BEHIND THE SCENES
Alfred P. Dizon
LA TRINIDAD, Benguet -- The monster called the Cordillera People’s
Liberation Army just refuses to go away – even if it is now named the
Cordillera Forum for Peace and Development.
Sadanga, Mountain Province mayor Gabino Ganggangan who is the secretary
general of the Cordillera Bodong Administration was saying on television the CPLA
should not be referred to anymore as an organization as the former rebel group
has signed a memorandum of agreement with the government for them to lay down
their arms.
Part of the deal for joining mainstream society, he said, was for CPLA
members to surrender their firearms. In return, the government would give them
money or assistance for livelihood projects. The CBAd is the political arm of
the CPLA.
According to CBAd president Marcelina Bahatan, at least a hundred
firearms have already been surrendered by the CPLA to the government. In the
same TV program, Ganggangan and Bahatan said CPLA members and elders have
already stripped Arsenio Humiding of his title as chief of the CPLA for
so-called “infractions or violations” against the group which they didn’t
mention or itemize.
According to other sources, last year, Humiding, with reportedly help
from former presidential assistant for Cordillera affairs Thomas Killip, was
able to convince the national government through the Office of the Presidential
Assistant for Peace Process (OPAPP) to release millions of pesos as livelihood
and development funds for the CPLA and some communities of indigenous peoples
in the Cordillera which they have identified as recipients of the funds so they
would cease as a rebel group and lay down their arms.
Some of the funds have reportedly been disbursed “implemented.” while millions for the now CFPD
have still to be released.
If various factions of the former CPLA are now bickering, it is because
each would like to get hold of millions of pesos worth of government money to
fund their so-called livelihood projects.

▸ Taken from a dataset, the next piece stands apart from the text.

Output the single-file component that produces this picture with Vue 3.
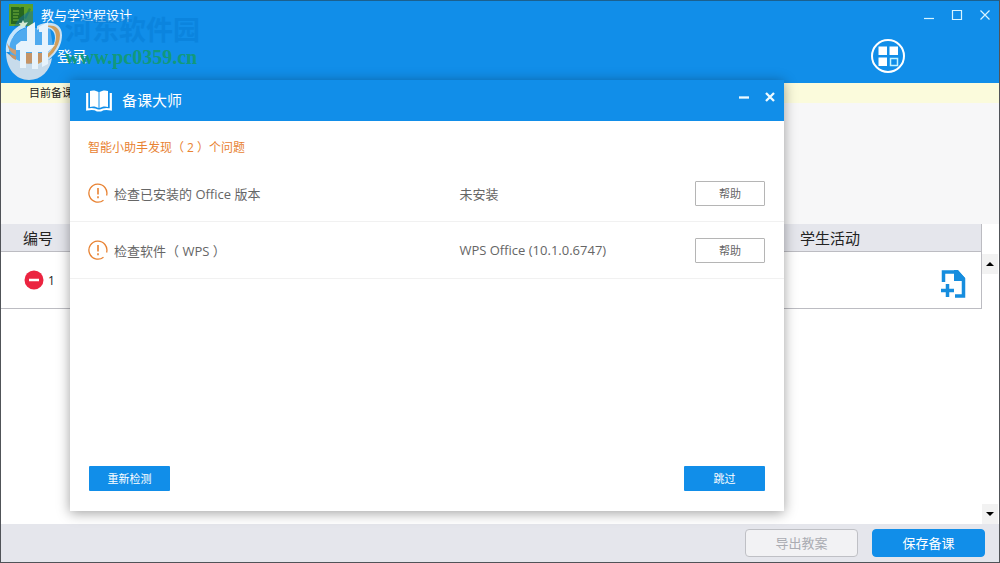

That, according to sources who said other CPLA factions felt they were
not being given enough of the moolah, livelihood or employment.
Last August 6, at the Cordillera regional police headquarters in Camp
Dangwa, La Trinidad Benguet, 30 so-called members of the CPLA were hired by the
Department of Environment and Natural Resources as forest guards.
Present during the ceremony were Benguet Gov. Nestor Fongwan, DENR
regional executive director Clarence Baguilat and regional police director
Chief Supt. Benjamin Magalong.
Officials said this was part of the “social reintegration” ofthe CPLA
members to government wherein they surrendered their firearms to dramatize the
event. Whether money was or would be given to the former rebels, nobody was
talking.
The 30 former CPLAs were considered lucky to be given jobs by the
government. Now, people are talking, if you would like the government to listen
to your grievances and earn money on the side, become a rebel like the CPLA or
the Muslim Islamic Liberation Front (MILF) who are also set to be given
millions, if nor billions pesos of government funds for livelihood or
development..
Not all “former” CPLAs were so lucky. At the military camp in Gamu Isabela,
13 relatives of former members of the CPLA undergoing candidate soldier’s
course were dropped in the middle of their training in Camp Upi.
This was confirmed by Humiding who attributed the disqualification of
the candidates for their being overaged.
Humiding denied the incident was an offshoot of an internal rift within
their group, referring to the attempt on the life of Felipe Cariño, the group’s
vice chair.
Cariño was hurt when a bomb planted under his vehicle exploded while
inside the camp on the eve of the training commencement last June 24.
He said tribal elders were also conducting a parallel investigation on
the attempt on Cariño’s life, apart from
ongoing police investigation.At press time, Cariño was still in the
hospital due to severe injuries.
Army Division commander Maj. Gen. Joel Ibañez allowed the CPLA to
replace the dropped candidates with qualified ones to maintain the 168
number of last batch of trainees undergoing training.
Now Ganggangan is saying integrees to the army coming from the CPLA
should be screened to weed out dubious
ones. What he meant by this, according to pundits, was that he just wanted more
of his group to be included in the integration.
Problem, some if not most of the CPLA applicants do not have enough
qualification like at least a high school diploma.
It is well and good that the government, through the OPAPP, is
addressing insurgency also through peaceful means, even if it is also doing its
share of killing and abuses, courtesy of wayward elements of the army in going
against so-called “enemies of the state” like the communist New People’s Army.
In the case of the CPLA, if the government would like to attain social
justice, it should also look into the various human rights violations committed
by the group over the years and punish the guilty ones.
The slay of tribal leader Daniel Ngayaan in Kalinga, a certain Palaleo,
then a staff of the Department of Agriculture who was burned to death in
Paracelis, Mountain Province and a lot
of others who have allegedly been murdered or raped by members this group
should also be looked into, so justice will be attained for victims and their
families.
Otherwise, even if the CPLA itself and the government would like the
wayward group to be “buried,” in the dustbin of history, it would still be a
monster – feeding its bloody mouth from the taxes of starving peasants and
other poor people who struggle day in day out to feed their emaciated children.